Tom Nightingale reports.

TOM NIGHTINGALE: The tall grey box eucalypts at Eynesbury, northwest of Melbourne represents what was once common across parts of southern Australia.

The forest is part of a private wildlife reserve on a historic estate.

It's managed by zoologist Shakira Todd.

SHAKIRA TODD: It's a reserve which is now surrounded by a lot of developed and cleared farmland, so it's quite a bit of an island. What we intend to do is by putting up predator proof fencing, we aim to benefit I guess the, I suppose the pest animals that are foxes, the cats and rabbits.

TOM NIGHTINGALE: The project was conceived as an alternative to live baiting. Success will depend on things like native grasses and birds increasing as foxes, cats and rabbits are eradicated.

The idea has interested people from as far away as Townsville.

Shakira Todd says if it works, it could be replicated elsewhere.

SHAKIRA TODD: We have little dingo reserves around Australia to conserve areas which are threatened, would definitely be viable options in the future. And it's really what we hope that this pilot study will be able to try and get that idea out there as an alternative to trying to eradicate pests by baiting and other methods.
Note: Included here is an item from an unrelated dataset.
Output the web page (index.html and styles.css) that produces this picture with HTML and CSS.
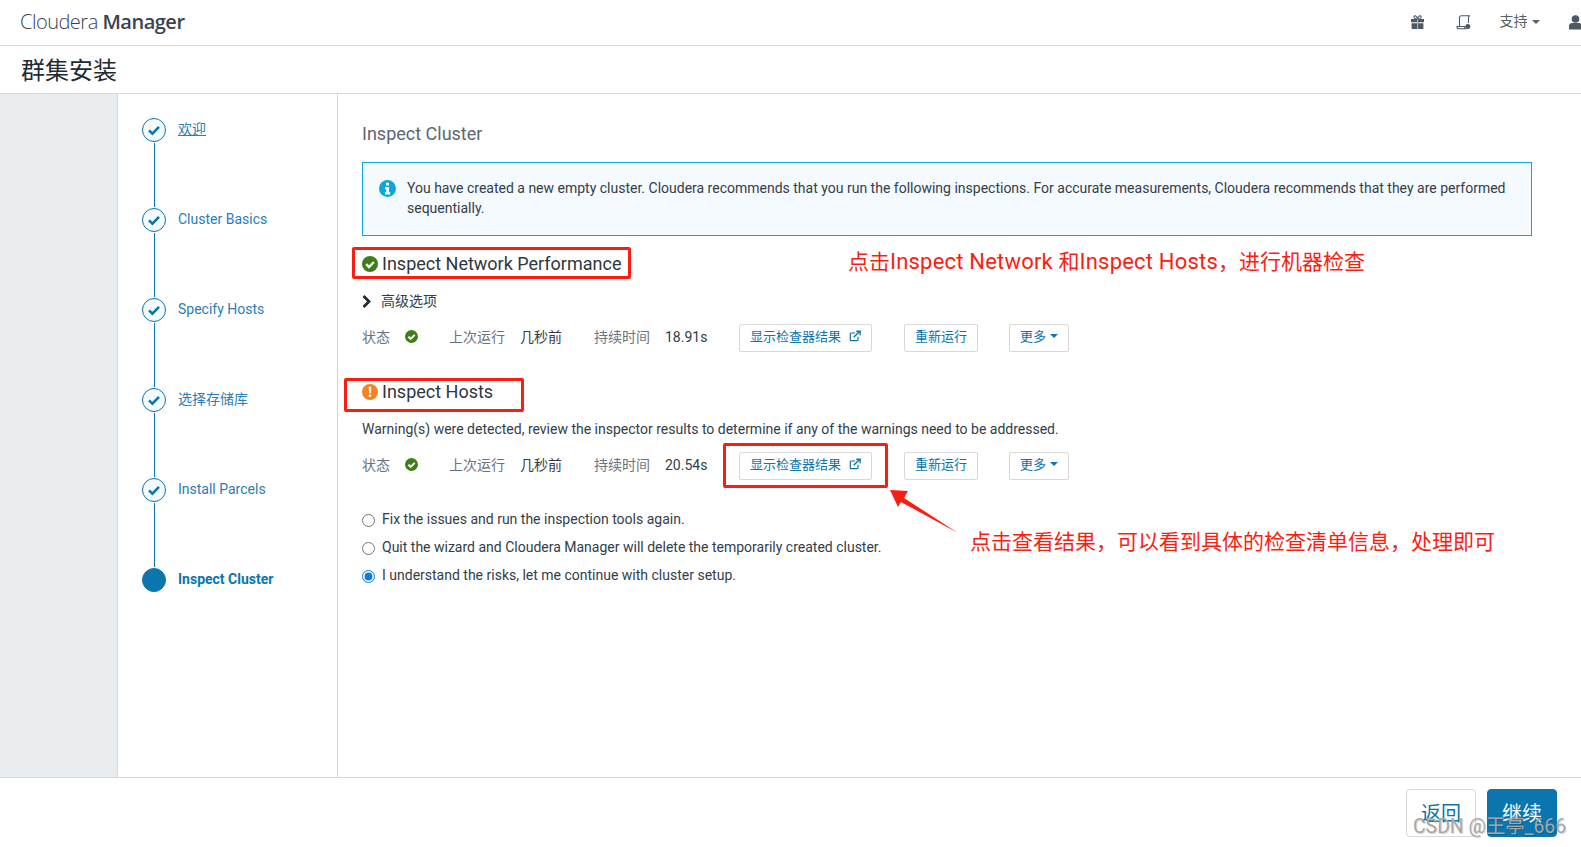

TOM NIGHTINGALE: She says it's supported by local landholders, and a fence two metres tall will prevent the two dingoes escaping.

SHAKIRA TODD: Inside that 10 hectare fence area will be another enclosure so where they'll be housed the majority of the time.

And then they'll be let out to exercise in that 10 hectare area, so that 10 hectare area perimeter will be spread with three metre high fences with dig proof skirting which will be pinned to the ground and of course prevention to stop the dingoes from jumping over the fence.

And they'll be monitored daily, that fence line will be checked by volunteers to ensure there hasn't been any breaches to the perimeter, so to definitely minimise any dingo escapes so there will be no threat to neighbouring livestock.

TOM NIGHTINGALE: Australia's farmers have long been against dingoes because they prey on livestock.

Gerald Leach from the Victorian Farmers Federation is sceptical about the project.

GERALD LEACH: The important thing Tom is that we must ask the question, what is the objective of this project? If the objective is to demonstrate that the dingoes will control the foxes and other predators, such as wild cats, is it really going to be able to be extrapolated onto a much broader scale?

That's why we're sceptical, because we don't think that a very small scale project like this will necessarily prove anything.

TOM NIGHTINGALE: What would prove it?

GERALD LEACH: Quite frankly I can't see how it can possibly work on a large scale, because once you get onto a large scale, I'm talking about where you have dingoes having open access to domestic livestock, then obviously the domestic livestock are natural prey for the dingo.

TOM NIGHTINGALE: The dingoes are expected to be introduced within a month or two.

ELEANOR HALL: Tom Nightingale with our report.